Se fue con la lluvia de abril. Así, simplemente. Se fue y el adiós es una palabra que se disuelve entre esos lagrimones que se piantan frente a la computadora.
Difícil tarea tener que escribir en esta tarde de otoño que murió el “Negro” Avalle. Sí, el “Negro”. El hombre lleno de sueños, el caminante bohemio, el enamorado de la luna.
El aviso fúnebre nos nubla la vista. Falleció Edgardo Avalle, sus restos serán velados en la sala Van Gogh - de la Empresa Paviotti - y serán sepultados hoy a las 18.30 en el cementerio La Piedad.
Compleja tarea separar la labor periodística de los sentimientos.

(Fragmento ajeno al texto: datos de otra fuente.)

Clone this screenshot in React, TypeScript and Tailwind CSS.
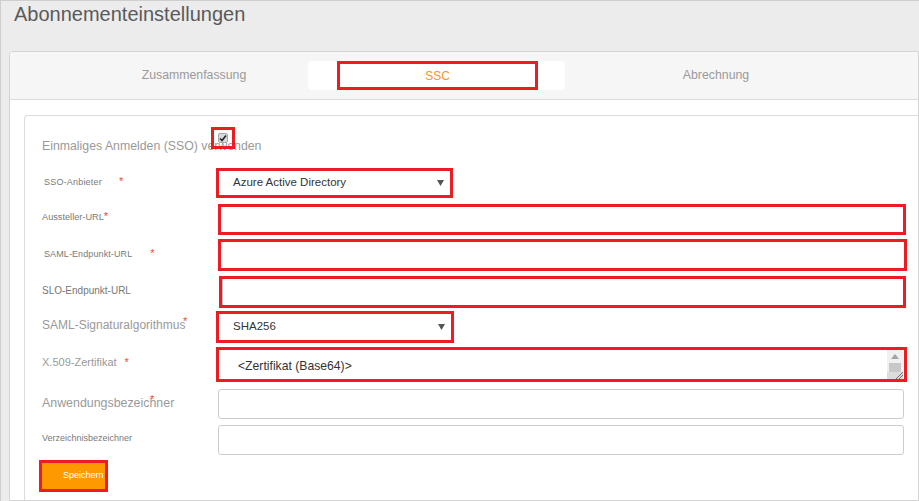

La noticia dice una cosa y el corazón grita otra. Ese corazón acostumbrado a los dolores rompe el silencio para repetir una y otra vez: el Negro no se fue.

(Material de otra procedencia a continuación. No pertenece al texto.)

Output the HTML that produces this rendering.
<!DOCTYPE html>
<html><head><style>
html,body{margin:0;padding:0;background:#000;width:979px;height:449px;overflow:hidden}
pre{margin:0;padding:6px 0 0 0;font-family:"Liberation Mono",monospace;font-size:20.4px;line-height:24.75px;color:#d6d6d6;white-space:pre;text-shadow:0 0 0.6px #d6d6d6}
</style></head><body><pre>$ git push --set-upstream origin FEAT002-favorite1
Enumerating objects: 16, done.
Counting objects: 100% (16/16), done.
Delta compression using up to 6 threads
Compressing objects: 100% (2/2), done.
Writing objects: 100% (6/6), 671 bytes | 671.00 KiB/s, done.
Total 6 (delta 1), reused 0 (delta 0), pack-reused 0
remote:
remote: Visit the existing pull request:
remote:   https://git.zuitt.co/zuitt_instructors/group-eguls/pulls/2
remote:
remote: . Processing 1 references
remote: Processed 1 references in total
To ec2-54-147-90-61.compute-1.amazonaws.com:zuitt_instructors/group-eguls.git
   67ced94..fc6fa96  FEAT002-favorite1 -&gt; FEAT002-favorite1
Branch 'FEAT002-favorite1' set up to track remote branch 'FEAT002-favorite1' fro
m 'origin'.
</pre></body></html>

El Negro se perdió en un sueño, de esos que tantos tenía, se escapó un rato de la Tierra. No se fue.
El Negro, seguramente, se escabulló entre los dispositivos de una computadora, esa herramienta que él conocía a la perfección.
El protocolo de la crónica me avisa que debo contar que Edgardo Avalle era analista de sistemas, que nació el 22 de octubre de 1961 y supo estar al frente de un hotel de la ciudad.

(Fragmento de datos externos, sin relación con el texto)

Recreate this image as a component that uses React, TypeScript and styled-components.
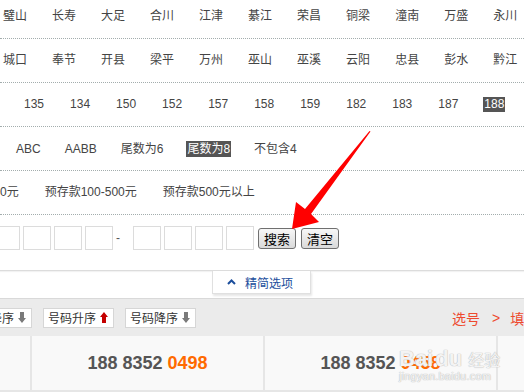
import React from "react";
import styled, { createGlobalStyle } from "styled-components";

const GlobalStyle = createGlobalStyle`
  html, body { margin: 0; padding: 0; background: #fff; overflow: hidden; }
  body { font-family: "Liberation Sans", "Noto Sans CJK SC", sans-serif; font-size: 12px; color: #444; }
`;

const Page = styled.div`
  position: relative;
  width: 524px;
  height: 392px;
  overflow: hidden;
`;

const FilterPanel = styled.div`
  margin-top: -5px;
  border-bottom: 1px solid #dcdcdc;
  box-shadow: 0 1px 1px rgba(0, 0, 0, 0.05);
`;

const Row = styled.div<{ $gap: number; $left: number }>`
  box-sizing: border-box;
  height: 44px;
  border-bottom: 1px dotted #a3adad;
  display: flex;
  align-items: center;
  gap: ${(p) => p.$gap}px;
  padding-left: ${(p) => p.$left}px;
  white-space: nowrap;
`;

const Item = styled.span<{ $on?: boolean; $tall?: number }>`
  line-height: ${(p) => p.$tall ?? 15}px;
  color: ${(p) => (p.$on ? "#fff" : "#444")};
  background: ${(p) => (p.$on ? "#555" : "transparent")};
  padding: ${(p) => (p.$on ? "0 1px" : "0")};
  margin: ${(p) => (p.$on ? "0 -1px" : "0")};
  flex-shrink: 0;
`;

const InputRow = styled.div`
  box-sizing: border-box;
  height: 55px;
  padding-top: 11px;
  margin-left: -8px;
  display: flex;
  align-items: center;
  align-content: flex-start;
  flex-wrap: wrap;
`;

const Line = styled.div`
  display: flex;
  align-items: center;
  height: 24px;
`;

const DigitGroup = styled.div`
  display: flex;
  gap: 3px;
`;

const DigitBox = styled.div`
  box-sizing: border-box;
  width: 28px;
  height: 24px;
  border: 1px solid #dcdcdc;
  background: #fff;
`;

const Dash = styled.span`
  width: 4px;
  margin: 0 13px 0 3px;
  color: #555;
  line-height: 12px;
`;

const Btn = styled.button<{ $ml: number }>`
  box-sizing: border-box;
  height: 21px;
  padding: 0 5px;
  margin-left: ${(p) => p.$ml}px;
  border: 1px solid #707070;
  border-radius: 3px;
  background: linear-gradient(#f7f7f7, #dadada);
  font-family: "Noto Sans CJK SC", sans-serif;
  font-size: 13px;
  line-height: 19px;
  color: #000;
`;

const TabBar = styled.div`
  height: 27px;
  display: flex;
  justify-content: center;
  padding-left: 0;
`;

const Tab = styled.div`
  box-sizing: border-box;
  width: 99px;
  height: 23px;
  margin-left: -1px;
  border: 1px solid #e0e0e0;
  border-top: none;
  background: #fff;
  box-shadow: 1px 2px 2px rgba(0, 0, 0, 0.1);
  display: flex;
  align-items: center;
  padding-left: 14px;
  gap: 9px;
  color: #1b4e9c;
  font-size: 12px;
`;

const Toolbar = styled.div`
  box-sizing: border-box;
  height: 38px;
  background: #ebebeb;
  border-top: 1px solid #d9d9d9;
  display: flex;
  align-items: center;
  white-space: nowrap;
`;

const SortGroup = styled.div`
  display: flex;
  gap: 11px;
  margin-left: -39px;
  flex-shrink: 0;
`;

const SortBtn = styled.div`
  box-sizing: border-box;
  height: 20px;
  width: 71px;
  border: 1px solid #d6d6d6;
  background: #fff;
  display: flex;
  align-items: center;
  padding: 0 5px 0 4px;
  gap: 4px;
  color: #333;
  font-size: 12px;
`;

const Steps = styled.div`
  margin-left: 256px;
  flex-shrink: 0;
  color: #ee4a2f;
  font-size: 14px;
  display: flex;
  align-items: center;
`;

const StepSep = styled.span`
  margin: 0 10px 0 12px;
  font-family: "Liberation Sans", sans-serif;
`;

const Grid = styled.div`
  display: grid;
  grid-template-columns: repeat(4, 231px);
  column-gap: 2px;
  margin-left: -201px;
  background: #e6e6e6;
  padding-bottom: 2px;
`;

const Cell = styled.div`
  height: 54px;
  background: #f9f9f9;
  display: flex;
  align-items: center;
  justify-content: center;
  font-family: "Liberation Sans", sans-serif;
  font-weight: bold;
  font-size: 18px;
  color: #555;
  white-space: pre;
`;

const Tail = styled.span`
  color: #ff6a00;
`;

const Overlay = styled.svg`
  position: absolute;
  left: 0;
  top: 0;
  pointer-events: none;
`;

const Watermark = styled.div`
  position: absolute;
  left: 399px;
  top: 336px;
  color: rgba(255, 255, 255, 0.85);
  text-shadow: 0 0 1px #b8b8b8, 0 0 1px #b8b8b8;
  font-family: "Liberation Sans", "Noto Sans CJK SC", sans-serif;
  pointer-events: none;
  line-height: 1;
`;

const WmMain = styled.div`
  font-size: 22px;
  font-weight: bold;
  display: flex;
  align-items: baseline;
  gap: 2px;
  margin-top: 12px;
`;

const WmCn = styled.span`
  font-size: 16px;
  font-weight: normal;
  margin-left: 4px;
`;

const WmUrl = styled.div`
  font-size: 11px;
  margin-top: 1px;
  letter-spacing: 0.2px;
`;

const Arrow = ({ up }: { up: boolean }) => (
  <svg width="8" height="11" viewBox="0 0 8 11">
    {up ? (
      <polygon points="4,0 8,5 6,5 6,11 2,11 2,5 0,5" fill="#c40000" />
    ) : (
      <polygon points="2,0 6,0 6,6 8,6 4,11 0,6 2,6" fill="#7a7a7a" />
    )}
  </svg>
);

const row1 = ["璧山", "长寿", "大足", "合川", "江津", "綦江", "荣昌", "铜梁", "潼南", "万盛", "永川"];
const row2 = ["城口", "奉节", "开县", "梁平", "万州", "巫山", "巫溪", "云阳", "忠县", "彭水", "黔江"];
const row3 = ["135", "134", "150", "152", "157", "158", "159", "182", "183", "187", "188"];
const row4 = ["ABC", "AABB", "尾数为6", "尾数为8", "不包含4"];
const row5 = ["0元", "预存款100-500元", "预存款500元以上"];

export default function App() {
  return (
    <Page>
      <GlobalStyle />
      <FilterPanel>
        <Row $gap={25} $left={3}>
          {row1.map((t) => (
            <Item key={t}>{t}</Item>
          ))}
        </Row>
        <Row $gap={25} $left={3}>
          {row2.map((t) => (
            <Item key={t}>{t}</Item>
          ))}
        </Row>
        <Row $gap={26} $left={24}>
          {row3.map((t) => (
            <Item key={t} $on={t === "188"}>
              {t}
            </Item>
          ))}
        </Row>
        <Row $gap={24} $left={16}>
          {row4.map((t) => (
            <Item key={t} $on={t === "尾数为8"} $tall={16}>
              {t}
            </Item>
          ))}
        </Row>
        <Row $gap={26} $left={0}>
          {row5.map((t) => (
            <Item key={t}>{t}</Item>
          ))}
        </Row>
        <InputRow>
          <Line>
            <DigitGroup>
              {[0, 1, 2, 3].map((i) => (
                <DigitBox key={i} />
              ))}
            </DigitGroup>
            <Dash>-</Dash>
            <DigitGroup>
              {[0, 1, 2, 3].map((i) => (
                <DigitBox key={i} />
              ))}
            </DigitGroup>
            <Btn $ml={4}>搜索</Btn>
            <Btn $ml={5}>清空</Btn>
          </Line>
        </InputRow>
      </FilterPanel>
      <TabBar>
        <Tab>
          <svg width="9" height="6" viewBox="0 0 9 6">
            <polyline points="1,5 4.5,1.5 8,5" fill="none" stroke="#1b4e9c" strokeWidth="2" />
          </svg>
          <span>精简选项</span>
        </Tab>
      </TabBar>
      <Toolbar>
        <SortGroup>
          <SortBtn>
            <span>价格降序</span>
            <Arrow up={false} />
          </SortBtn>
          <SortBtn>
            <span>号码升序</span>
            <Arrow up />
          </SortBtn>
          <SortBtn>
            <span>号码降序</span>
            <Arrow up={false} />
          </SortBtn>
        </SortGroup>
        <Steps>
          <span>选号</span>
          <StepSep>&gt;</StepSep>
          <span>填写资料</span>
        </Steps>
      </Toolbar>
      <Grid>
        <Cell>
          188 8352 <Tail>0468</Tail>
        </Cell>
        <Cell>
          188 8352 <Tail>0498</Tail>
        </Cell>
        <Cell>
          188 8352 <Tail>0458</Tail>
        </Cell>
        <Cell>
          188 8352 <Tail>0478</Tail>
        </Cell>
      </Grid>
      <Watermark>
        <WmMain>
          <span>Bai</span>
          <span>du</span>
          <WmCn>经验</WmCn>
        </WmMain>
        <WmUrl>jingyan.baidu.com</WmUrl>
      </Watermark>
      <Overlay width="524" height="392" viewBox="0 0 524 392">
        <polygon
          points="370.5,131.5 311,214 319,222 292,229 296,202 305,209 369.5,131"
          fill="#f00"
        />
      </Overlay>
    </Page>
  );
}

Debo decir también que era un tipo orgulloso de sus hijas, el primer amigo de su hermano y muy querido por aquellos que lo conocieron.
Un día, hace más de un año, le dijeron que estaba enfermo. Y allá fue, se operó y la siguió peleando. Cómo la peleó.
A los pocos días ya andaba descargando la batería de la notebook de tanto usarla.
Tantas cosas podría escribir y sin embargo sólo logro escuchar a mi corazón susurrando: el Negro no se fue.
El Negro se compró un pasaje de ida a la luna para estar con ella. Para eclipsarla. Para contarle los secretos de los bohemios, de los soñadores.
Para enseñarle, tal vez, que la muerte puede ganar una batalla pero jamás vencerá a la vida.
Porque la verdadera muerte en realidad es el olvido. Y el Negro no será olvidado.
Estará siempre presente en cada noche de luna, en cada lluvia de abril.